The Phantom, 9/22/24

An extremely long-simmering plot in The Phantom is that at one point the Phantom had amnesia, and ended up enlisting under the name “John X” as a patrolman in the Jungle Patrol, the paramilitary unit he ordinarily leads from the shadows as the perpetually unseen “Unknown Commander”. Before too long he regained his memory and had to juggle both roles, which was increasingly more trouble than it was worth, as fun as it was to intermittently show up as John X and make all the patrolwomen extremely horny. So our hero has finally decided to wrap up his double life by having the Unknown Commander order John X off on what’s widely understood as a suicide mission.

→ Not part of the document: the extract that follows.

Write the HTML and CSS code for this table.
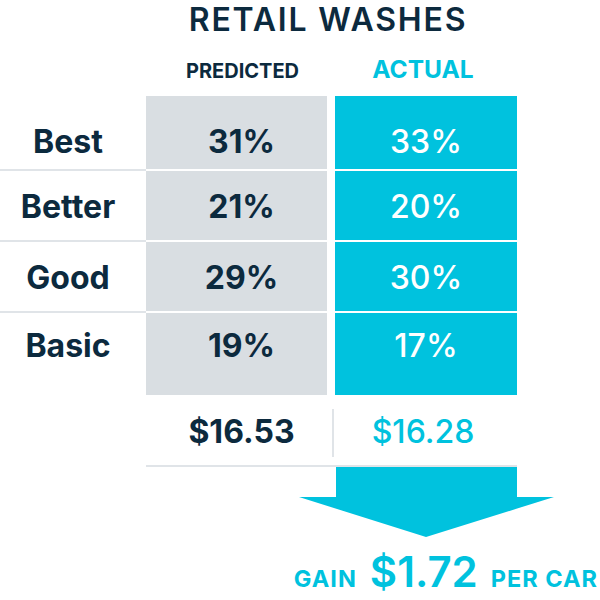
FILE: index.html
```html
<!DOCTYPE html>
<html lang="en">
<head>
  <meta charset="UTF-8">
  <title>Retail Washes</title>
  <link rel="stylesheet" href="styles.css">
</head>
<body>
  <div class="board">
    <h1 class="title">RETAIL WASHES</h1>

    <div class="grid">
      <div class="head-spacer"></div>
      <div class="head head-pred">PREDICTED</div>
      <div class="head head-act">ACTUAL</div>

      <div class="cell label first">Best</div>
      <div class="cell pred first">31%</div>
      <div class="cell act first">33%</div>

      <div class="cell label">Better</div>
      <div class="cell pred">21%</div>
      <div class="cell act">20%</div>

      <div class="cell label">Good</div>
      <div class="cell pred">29%</div>
      <div class="cell act">30%</div>

      <div class="cell label last">Basic</div>
      <div class="cell pred last">19%</div>
      <div class="cell act last">17%</div>
    </div>

    <div class="totals">
      <div class="total total-pred">$16.53</div>
      <div class="total-divider"></div>
      <div class="total total-act">$16.28</div>
    </div>

    <svg class="arrow" width="255" height="70" viewBox="0 0 255 70">
      <path d="M37 0 H218 V30 H255 L127 70 L0 30 H37 Z" fill="#00c2de"/>
    </svg>

    <div class="gain">
      <span class="gain-word">GAIN</span>
      <span class="gain-amount">$1.72</span>
      <span class="gain-word">PER CAR</span>
    </div>
  </div>
</body>
</html>
```

FILE: styles.css
```css
:root {
  --navy: #0c2a3e;
  --cyan: #00c2de;
  --gray: #d9dee2;
  --line: #e0e4e8;
}

* {
  margin: 0;
  padding: 0;
  box-sizing: border-box;
}

body {
  font-family: Inter, "Liberation Sans", sans-serif;
  background-color: white;
  color: var(--navy);
  width: 600px;
  height: 600px;
  overflow: hidden;
}

.board {
  padding-top: 4px;
}

.title {
  margin-left: 146px;
  width: 371px;
  padding-right: 7px;
  text-align: center;
  font-size: 32px;
  line-height: 32px;
  font-weight: 600;
  letter-spacing: 1.8px;
  margin-bottom: 14px;
}

.grid {
  display: grid;
  grid-template-columns: 146px 181px 190px;
}

.head {
  height: 46px;
  display: flex;
  align-items: flex-end;
  justify-content: center;
  padding-bottom: 15px;
  line-height: 1;
  font-weight: 700;
}

.head-pred {
  font-size: 20px;
  padding-left: 12px;
}

.head-act {
  font-size: 24.5px;
  color: var(--cyan);
  margin-left: 8px;
  padding-right: 6px;
}

.cell {
  height: 71px;
  padding-top: 20px;
  text-align: center;
  font-size: 32px;
  line-height: 32px;
  border-bottom: 2px solid white;
}

.cell.first {
  height: 75px;
  padding-top: 30px;
}

.cell.last {
  height: 82px;
  padding-top: 17px;
  border-bottom: none;
}

.label {
  font-weight: 700;
  border-bottom-color: var(--line);
  padding-right: 10px;
}

.pred {
  background-color: var(--gray);
  font-weight: 700;
  padding-left: 10px;
}

.act {
  background-color: var(--cyan);
  color: white;
  font-weight: 500;
  margin-left: 8px;
}

.totals {
  margin-left: 146px;
  width: 371px;
  height: 72px;
  display: grid;
  grid-template-columns: 181px 8px 182px;
  border-bottom: 2px solid var(--line);
}

.total {
  padding-top: 21px;
  text-align: center;
  font-size: 32px;
  line-height: 32px;
}

.total-pred {
  font-weight: 700;
  padding-left: 10px;
}

.total-act {
  color: var(--cyan);
  font-weight: 500;
  padding-right: 6px;
}

.total-divider {
  width: 1.5px;
  height: 48px;
  margin-top: 14px;
  margin-left: 5px;
  background-color: var(--line);
}

.arrow {
  display: block;
  margin-left: 299px;
}

.gain {
  display: flex;
  justify-content: flex-end;
  align-items: baseline;
  gap: 13px;
  padding-right: 2px;
  margin-top: 14px;
  color: var(--cyan);
  font-weight: 700;
  line-height: 1;
}

.gain-word {
  font-size: 23.5px;
  letter-spacing: 1px;
}

.gain-amount {
  font-size: 42px;
  font-weight: 600;
}
```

This has the added benefit of modeling for the patrolpersons he commands the idea that they’re expected to nobly sacrifice themselves for unclear ends at any time, which could make his life a lot more convenient even ignoring the whole thing where he has one less identity to juggle now.

Beetle Bailey, 9/22/24

The throwaway panels assure us that Beetle is aware that he is a member of the U.S. Armed Forces, but it’s fascinating that in subsequent panels he contemplates various increasingly fantastical transportation modes only in terms of the convenience they would offer him, and not the incredible tactical advantage they would grant his platoon in combat. I guess there’s a reason he’s never been promoted: he simply doesn’t have the mind for military leadership.

Mark Trail, 9/22/24

WOW, Mark Trail, you had an opportunity to depict a GRAPHIC vulture vomit scene in the Sunday full-color comics and you chickened out? For shame, for shame!